>> begin
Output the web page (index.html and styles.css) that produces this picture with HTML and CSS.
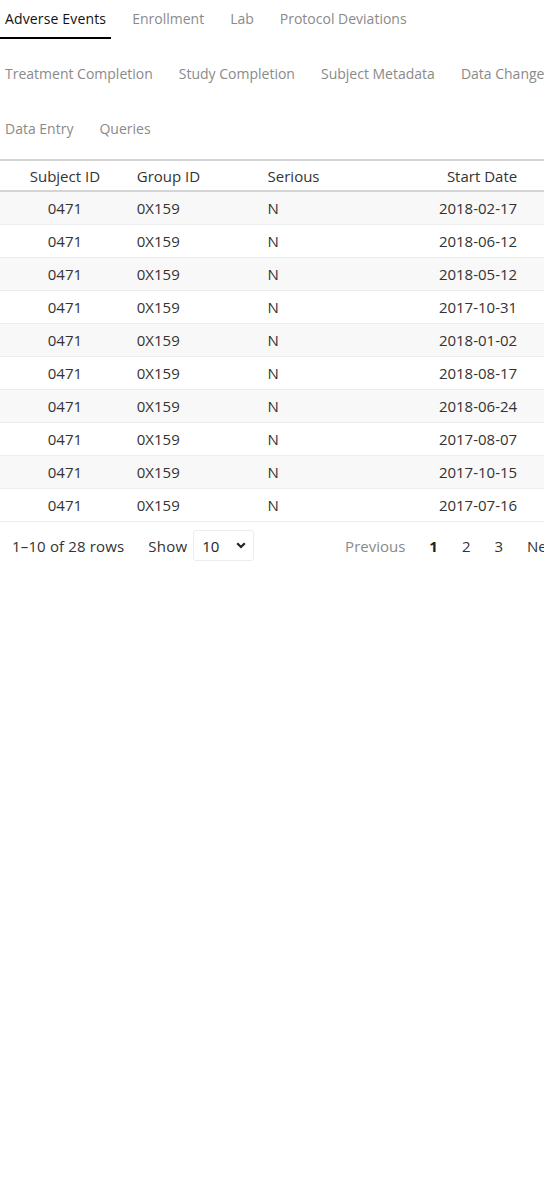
FILE: index.html
```html
<!DOCTYPE html>
<html>
<head>
<meta charset="utf-8">
<link rel="stylesheet" href="styles.css">
</head>
<body>
<div class="viewport">
  <div class="page">
    <nav class="tabs">
      <span class="tab active">Adverse Events</span>
      <span class="tab">Enrollment</span>
      <span class="tab">Lab</span>
      <span class="tab">Protocol Deviations</span>
      <span class="tab">Treatment Completion</span>
      <span class="tab">Study Completion</span>
      <span class="tab">Subject Metadata</span>
      <span class="tab">Data Changes</span>
      <span class="tab">Data Entry</span>
      <span class="tab">Queries</span>
    </nav>
    <table class="grid">
      <thead>
        <tr>
          <th class="c-subj">Subject ID</th>
          <th class="c-group">Group ID</th>
          <th class="c-ser">Serious</th>
          <th class="c-date">Start Date</th>
          <th class="c-end">End Date</th>
        </tr>
      </thead>
      <tbody>
        <tr><td class="c-subj">0471</td><td class="c-group">0X159</td><td class="c-ser">N</td><td class="c-date">2018-02-17</td><td class="c-end">2018-02-20</td></tr>
        <tr><td class="c-subj">0471</td><td class="c-group">0X159</td><td class="c-ser">N</td><td class="c-date">2018-06-12</td><td class="c-end">2018-06-15</td></tr>
        <tr><td class="c-subj">0471</td><td class="c-group">0X159</td><td class="c-ser">N</td><td class="c-date">2018-05-12</td><td class="c-end">2018-05-14</td></tr>
        <tr><td class="c-subj">0471</td><td class="c-group">0X159</td><td class="c-ser">N</td><td class="c-date">2017-10-31</td><td class="c-end">2017-11-02</td></tr>
        <tr><td class="c-subj">0471</td><td class="c-group">0X159</td><td class="c-ser">N</td><td class="c-date">2018-01-02</td><td class="c-end">2018-01-05</td></tr>
        <tr><td class="c-subj">0471</td><td class="c-group">0X159</td><td class="c-ser">N</td><td class="c-date">2018-08-17</td><td class="c-end">2018-08-19</td></tr>
        <tr><td class="c-subj">0471</td><td class="c-group">0X159</td><td class="c-ser">N</td><td class="c-date">2018-06-24</td><td class="c-end">2018-06-26</td></tr>
        <tr><td class="c-subj">0471</td><td class="c-group">0X159</td><td class="c-ser">N</td><td class="c-date">2017-08-07</td><td class="c-end">2017-08-09</td></tr>
        <tr><td class="c-subj">0471</td><td class="c-group">0X159</td><td class="c-ser">N</td><td class="c-date">2017-10-15</td><td class="c-end">2017-10-18</td></tr>
        <tr><td class="c-subj">0471</td><td class="c-group">0X159</td><td class="c-ser">N</td><td class="c-date">2017-07-16</td><td class="c-end">2017-07-19</td></tr>
      </tbody>
    </table>
    <div class="footer">
      <div class="info">
        <span class="rows">1–10 of 28 rows</span>
        <span class="show">Show</span>
        <span class="select">
          <span>10</span>
          <svg class="chev" width="10" height="7" viewBox="0 0 10 7"><path d="M1.2 1.2 L5 5 L8.8 1.2" fill="none" stroke="#222" stroke-width="2.2"/></svg>
        </span>
      </div>
      <div class="pager">
        <span class="pg disabled">Previous</span>
        <span class="pg current">1</span>
        <span class="pg">2</span>
        <span class="pg">3</span>
        <span class="pg">Next</span>
      </div>
    </div>
  </div>
</div>
</body>
</html>
```
FILE: styles.css
```css
html, body {
  margin: 0;
  padding: 0;
  background: #fff;
}
.viewport {
  width: 544px;
  overflow: hidden;
}
.page {
  width: 572px;
  font-family: "Open Sans", "Liberation Sans", sans-serif;
  color: #333;
}
.tabs {
  display: flex;
  flex-wrap: wrap;
  column-gap: 16px;
  row-gap: 16px;
}
.tab {
  font-size: 14px;
  line-height: 20px;
  padding: 9px 5px 8px;
  border-bottom: 2px solid transparent;
  color: #8a8a8a;
  white-space: nowrap;
}
.tab.active {
  color: #111;
  border-bottom-color: #000;
  letter-spacing: 0.15px;
}
.grid {
  margin-top: 10px;
  border-collapse: collapse;
  font-size: 15px;
  table-layout: fixed;
  width: 654px;
}
.grid th {
  font-weight: normal;
  line-height: 20px;
  padding: 5px 7px 4px;
  border-top: 2px solid #d4d4d4;
  border-bottom: 2px solid #d4d4d4;
  color: #333;
}
.grid td {
  line-height: 20px;
  padding: 6px 7px;
  border-bottom: 1px solid #ededed;
  color: #333;
}
.grid tbody tr:nth-child(odd) {
  background: #f8f8f8;
}
.c-subj { width: 115px; text-align: center; }
.c-group { width: 116px; text-align: left; }
.c-ser { width: 117px; text-align: left; }
.c-date { width: 117px; text-align: right; }
.c-end { width: 115px; text-align: right; }
.footer {
  display: flex;
  justify-content: space-between;
  align-items: center;
  padding-top: 8px;
  font-size: 15px;
}
.info {
  display: flex;
  align-items: center;
  padding-left: 12px;
}
.rows {
  letter-spacing: 0.15px;
}
.show {
  margin-left: 24px;
  letter-spacing: 0.2px;
}
.select {
  display: flex;
  align-items: center;
  justify-content: space-between;
  margin-left: 6px;
  width: 44px;
  height: 29px;
  padding: 0 7px 0 8px;
  border: 1px solid #ececec;
  border-radius: 3px;
  color: #222;
}
.chev { display: block; }
.pager {
  display: flex;
}
.pg {
  padding: 0 12px;
  line-height: 20px;
  color: #333;
}
.pg.disabled { color: #8a8a8a; }
.pg.current { font-weight: bold; color: #222; }
```
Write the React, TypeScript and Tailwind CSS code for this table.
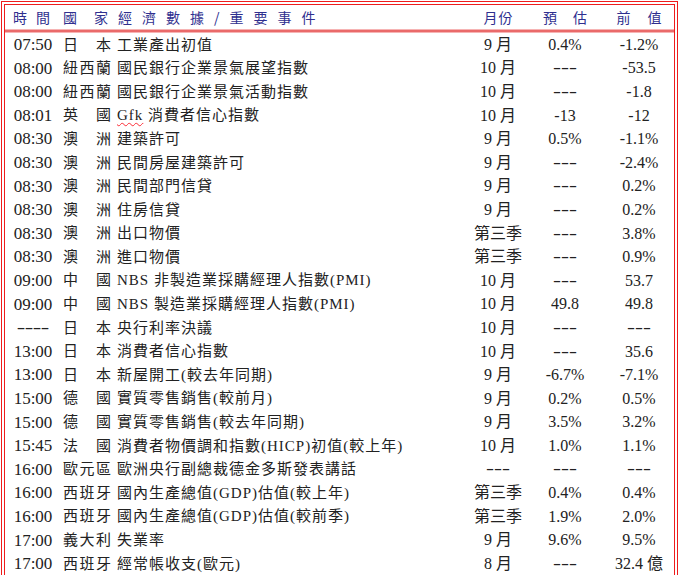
import React from 'react';

type Row = {
  time: string;
  country: string;
  event: React.ReactNode;
  month: string;
  forecast: string;
  previous: string;
};

const rows: Row[] = [
  { time: '07:50', country: '日本', event: '工業產出初值', month: '9 月', forecast: '0.4%', previous: '-1.2%' },
  { time: '08:00', country: '紐西蘭', event: '國民銀行企業景氣展望指數', month: '10 月', forecast: '---', previous: '-53.5' },
  { time: '08:00', country: '紐西蘭', event: '國民銀行企業景氣活動指數', month: '10 月', forecast: '---', previous: '-1.8' },
  {
    time: '08:01',
    country: '英國',
    event: (
      <>
        <span className="underline decoration-wavy decoration-red-500 decoration-1 underline-offset-2">Gfk</span> 消費者信心指數
      </>
    ),
    month: '10 月',
    forecast: '-13',
    previous: '-12',
  },
  { time: '08:30', country: '澳洲', event: '建築許可', month: '9 月', forecast: '0.5%', previous: '-1.1%' },
  { time: '08:30', country: '澳洲', event: '民間房屋建築許可', month: '9 月', forecast: '---', previous: '-2.4%' },
  { time: '08:30', country: '澳洲', event: '民間部門信貸', month: '9 月', forecast: '---', previous: '0.2%' },
  { time: '08:30', country: '澳洲', event: '住房信貸', month: '9 月', forecast: '---', previous: '0.2%' },
  { time: '08:30', country: '澳洲', event: '出口物價', month: '第三季', forecast: '---', previous: '3.8%' },
  { time: '08:30', country: '澳洲', event: '進口物價', month: '第三季', forecast: '---', previous: '0.9%' },
  { time: '09:00', country: '中國', event: 'NBS 非製造業採購經理人指數(PMI)', month: '10 月', forecast: '---', previous: '53.7' },
  { time: '09:00', country: '中國', event: 'NBS 製造業採購經理人指數(PMI)', month: '10 月', forecast: '49.8', previous: '49.8' },
  { time: '----', country: '日本', event: '央行利率決議', month: '10 月', forecast: '---', previous: '---' },
  { time: '13:00', country: '日本', event: '消費者信心指數', month: '10 月', forecast: '---', previous: '35.6' },
  { time: '13:00', country: '日本', event: '新屋開工(較去年同期)', month: '9 月', forecast: '-6.7%', previous: '-7.1%' },
  { time: '15:00', country: '德國', event: '實質零售銷售(較前月)', month: '9 月', forecast: '0.2%', previous: '0.5%' },
  { time: '15:00', country: '德國', event: '實質零售銷售(較去年同期)', month: '9 月', forecast: '3.5%', previous: '3.2%' },
  { time: '15:45', country: '法國', event: '消費者物價調和指數(HICP)初值(較上年)', month: '10 月', forecast: '1.0%', previous: '1.1%' },
  { time: '16:00', country: '歐元區', event: '歐洲央行副總裁德金多斯發表講話', month: '---', forecast: '---', previous: '---' },
  { time: '16:00', country: '西班牙', event: '國內生產總值(GDP)估值(較上年)', month: '第三季', forecast: '0.4%', previous: '0.4%' },
  { time: '16:00', country: '西班牙', event: '國內生產總值(GDP)估值(較前季)', month: '第三季', forecast: '1.9%', previous: '2.0%' },
  { time: '17:00', country: '義大利', event: '失業率', month: '9 月', forecast: '9.6%', previous: '9.5%' },
  { time: '17:00', country: '西班牙', event: '經常帳收支(歐元)', month: '8 月', forecast: '---', previous: '32.4 億' },
];

const font = "font-['Liberation_Serif','Noto_Sans_CJK_TC',serif]";

// dashes are drawn wide, like the half-width hyphens of the original
function Num({ value }: { value: string }) {
  if (/^-+$/.test(value)) {
    return (
      <span className="inline-flex">
        {value.split('').map((c, i) => (
          <span key={i} className="inline-block w-[8px] text-center scale-x-[1.5]">
            {c}
          </span>
        ))}
      </span>
    );
  }
  return <span>{value}</span>;
}

function Country({ name }: { name: string }) {
  return (
    <div className="w-[48px] flex justify-between">
      {name.split('').map((c, i) => (
        <span key={i}>{c}</span>
      ))}
    </div>
  );
}

function Spread({ text, gap }: { text: string; gap: string }) {
  return (
    <div className={`flex justify-center whitespace-nowrap ${gap}`}>
      {text.split('').map((c, i) => (
        <span key={i}>{c}</span>
      ))}
    </div>
  );
}

export default function App() {
  return (
    <div className={`h-screen overflow-hidden bg-white ${font}`}>
      <div className="ml-[1px] mr-[2px] mt-[1px] border border-[#ee1c1c] border-b-0 px-[2px] pt-[2px]">
        <div className="border border-[#ee1c1c] border-b-0 min-h-[600px]">
          {/* Header */}
          <div className="h-[24px] flex items-center text-[14px] text-[#2f2f8f] font-['Noto_Sans_CJK_TC',sans-serif]">
            <div className="w-[58px] pl-[8px] tracking-[9px] whitespace-nowrap">時間</div>
            <div className="flex-1 whitespace-nowrap tracking-[10px]">
              <span className="mr-[7px]">國</span>家經濟數據/重要事件
            </div>
            <div className="w-[56px]">
              <Spread text="月份" gap="gap-[1px]" />
            </div>
            <div className="w-[78px]">
              <Spread text="預估" gap="gap-[16px]" />
            </div>
            <div className="w-[70px]">
              <Spread text="前值" gap="gap-[17px]" />
            </div>
          </div>
          <div className="h-[1px] bg-[#f6b4b4]" />
          <div className="h-[2px] bg-[#ea6a6a]" />
          <div className="h-[1px] bg-[#f6b4b4]" />

          {/* Rows */}
          {rows.map((r, i) => (
            <div key={i} className="h-[23.6px] flex items-center text-[#222] whitespace-nowrap">
              <div className="w-[58px] pl-[8px] pr-[10px] text-center text-[17px]">
                <Num value={r.time} />
              </div>
              <div className="w-[54px] text-[15px]">
                <Country name={r.country} />
              </div>
              <div className="flex-1 text-[15px] tracking-[1px]">{r.event}</div>
              <div className="w-[56px] text-center text-[16px]">
                <Num value={r.month} />
              </div>
              <div className="w-[78px] text-center text-[16px]">
                <Num value={r.forecast} />
              </div>
              <div className="w-[70px] text-center text-[16px]">
                <Num value={r.previous} />
              </div>
            </div>
          ))}
        </div>
      </div>
    </div>
  );
}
>> end
Task description -> Pull every line containing the word "table" out of the material and copy it.

Worked answer ->
    <table class="grid">
    </table>
  table-layout: fixed;
Write the React, TypeScript and Tailwind CSS code for this table.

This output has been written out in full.